Com a Maldade na Alma não é uma sequela de Que Teria Acontecido a Baby Jane?, mas as semelhanças são inevitáveis. E não se ficam pelo mesmo elenco e realizador. Tal como o anterior, também este começa com um prólogo de há 30 anos atrás, em que um evento traumático marcará para sempre a vida de Bette Davis; também esta volta a fazer de velha enlouquecida pelo tempo; e ainda tem o seu momento musical, se bem que aqui a theme song é bem mais macabra, mais na onda de um A Semente do Diabo, do que um lullaby como era I’ve Written a Letter to Daddy.

Bette Davis é então a Charlotte do título original, a filha de um fazendeiro do sul que, em 1927, estava a ter um caso com um homem casado (o muito novo Bruce Dern). Durante uma festa, depois do pai descobrir, o amante cancela os planos de uma fuga conjunta e acaba por aparecer esquartejado e decapitado, numa cena bem gore. O vestido ensaguentado da jovem Bette Davis tornam-na na principal suspeita, mas as provas nunca são substanciais para a condenar. Corte para a actualidade, e Bette Davis vive agora só na mansão do pai, ameaçada de expropriação, enlouquecida pelo passado traumático e apenas acompanhada pela criada, Agnes Moorehead, que é na verdade a hag queen deste filme e que, curiosamente, até recebeu uma nomeação ao Oscar por isso.

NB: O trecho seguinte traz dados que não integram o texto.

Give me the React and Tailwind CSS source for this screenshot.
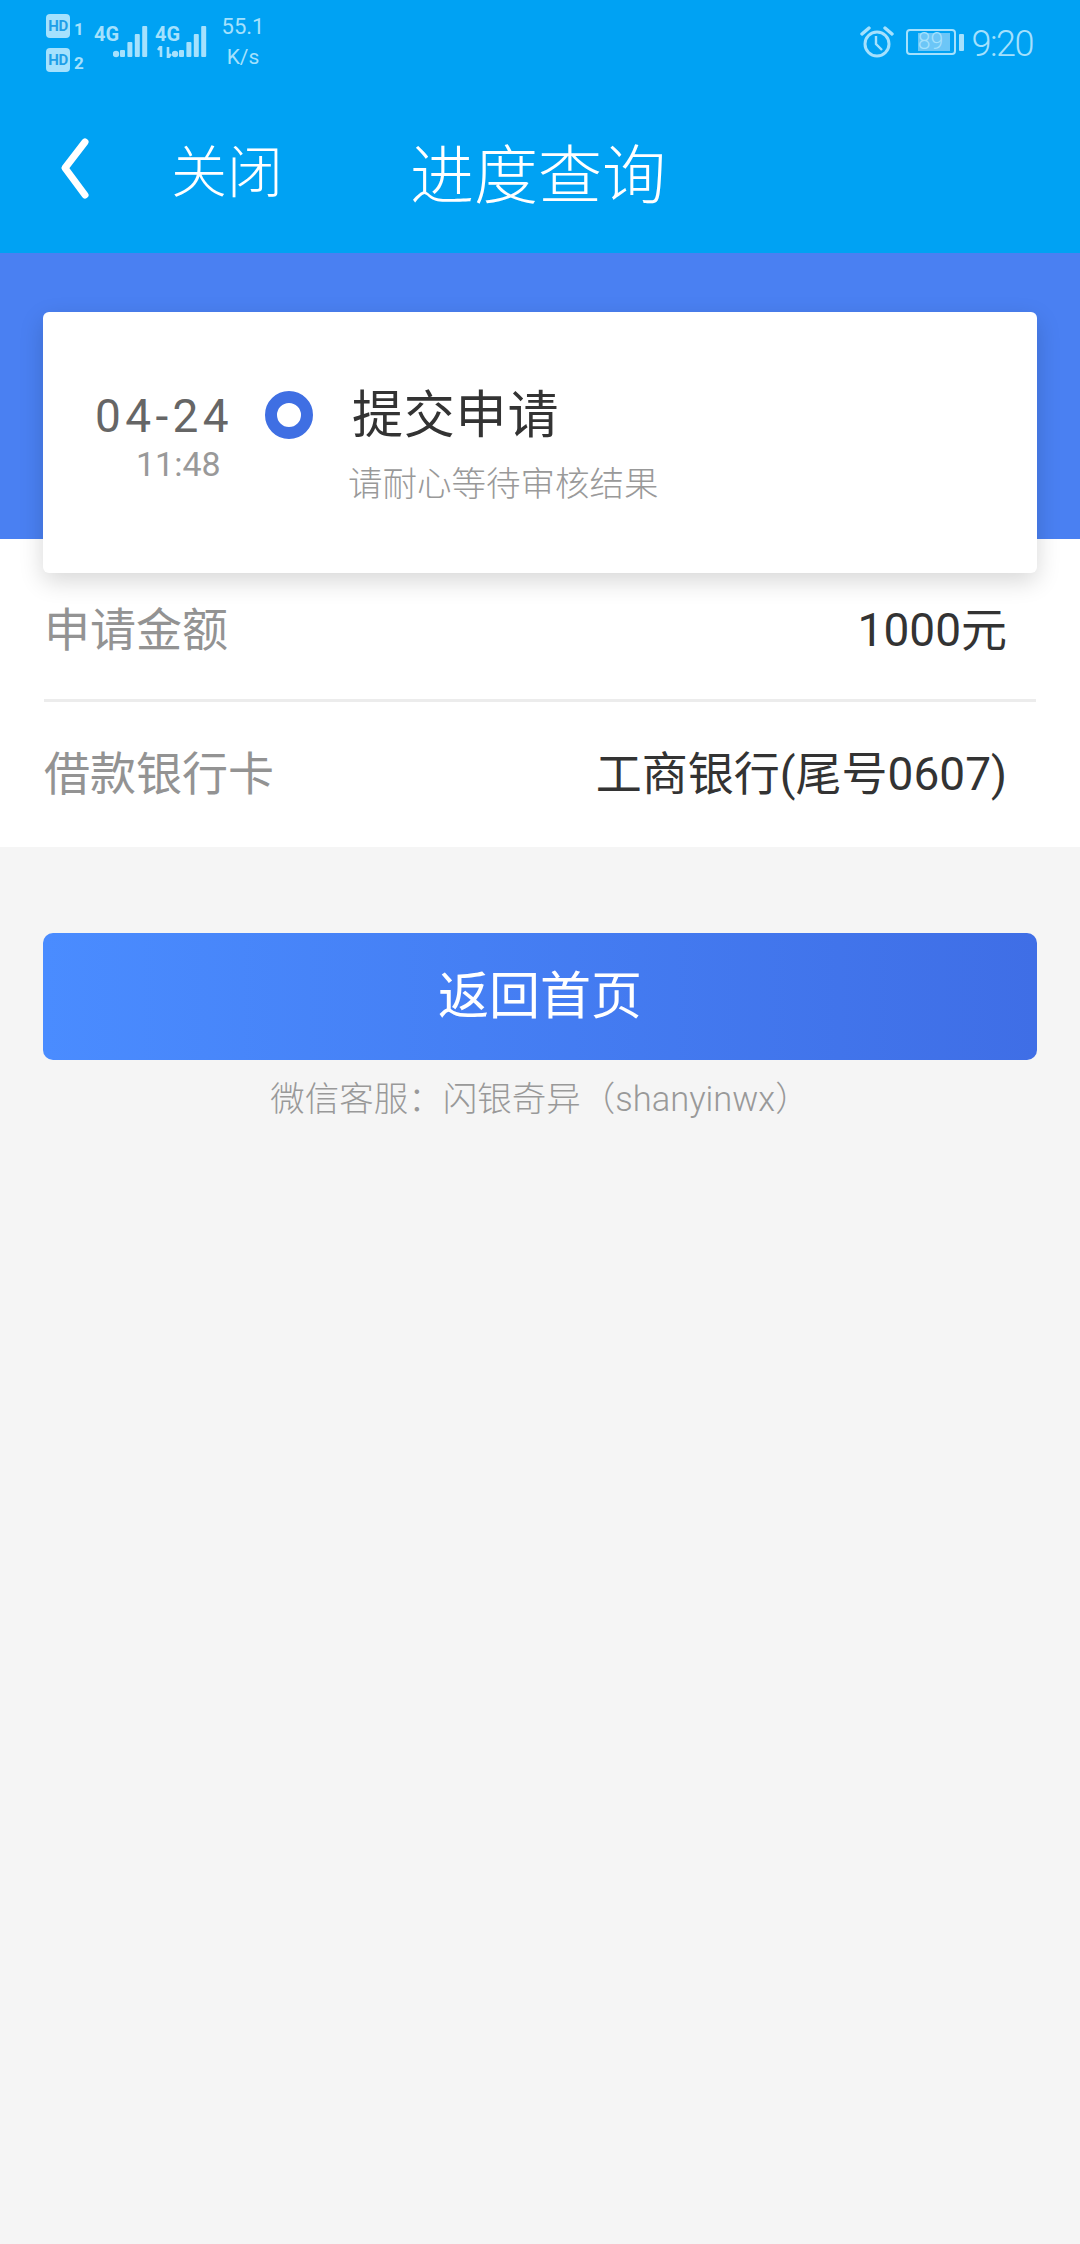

Olivia de Havilland é então uma prima bem sucedida na vida, que regressa a casa todas essas décadas depois, para ajudar a pobre Charlotte a empacotar as coisas, a deixar a casa e a assumir de vez o passado. Mas estranhas aparições começam a surgir na casa, a theme song Hush, hush Sweet Charlotte ouve-se à noite no cravo lá de casa, uma ,ão surge debaixo da mesa e uma cabeça decepada há de rolar pelas escadas abaixo.

O facto de ser ambientado no Louisiana faz de Com a Maldade na Alma um verdadeiro gótico sulista, dando-lhe uma atmosfera muito particular. Além disso, é um hag horror mais sobrenatural, em que a descida pela espiral de demência de Bette Davis é mais palpável do que em Que Teria Acontecido a Baby Jane?. E esta aproveita para, num tour de force, ter uma prestação ainda melhor, se bem que o facto de não usar aqui maquilhagem grotesca acaba por não a tornar tão icónica.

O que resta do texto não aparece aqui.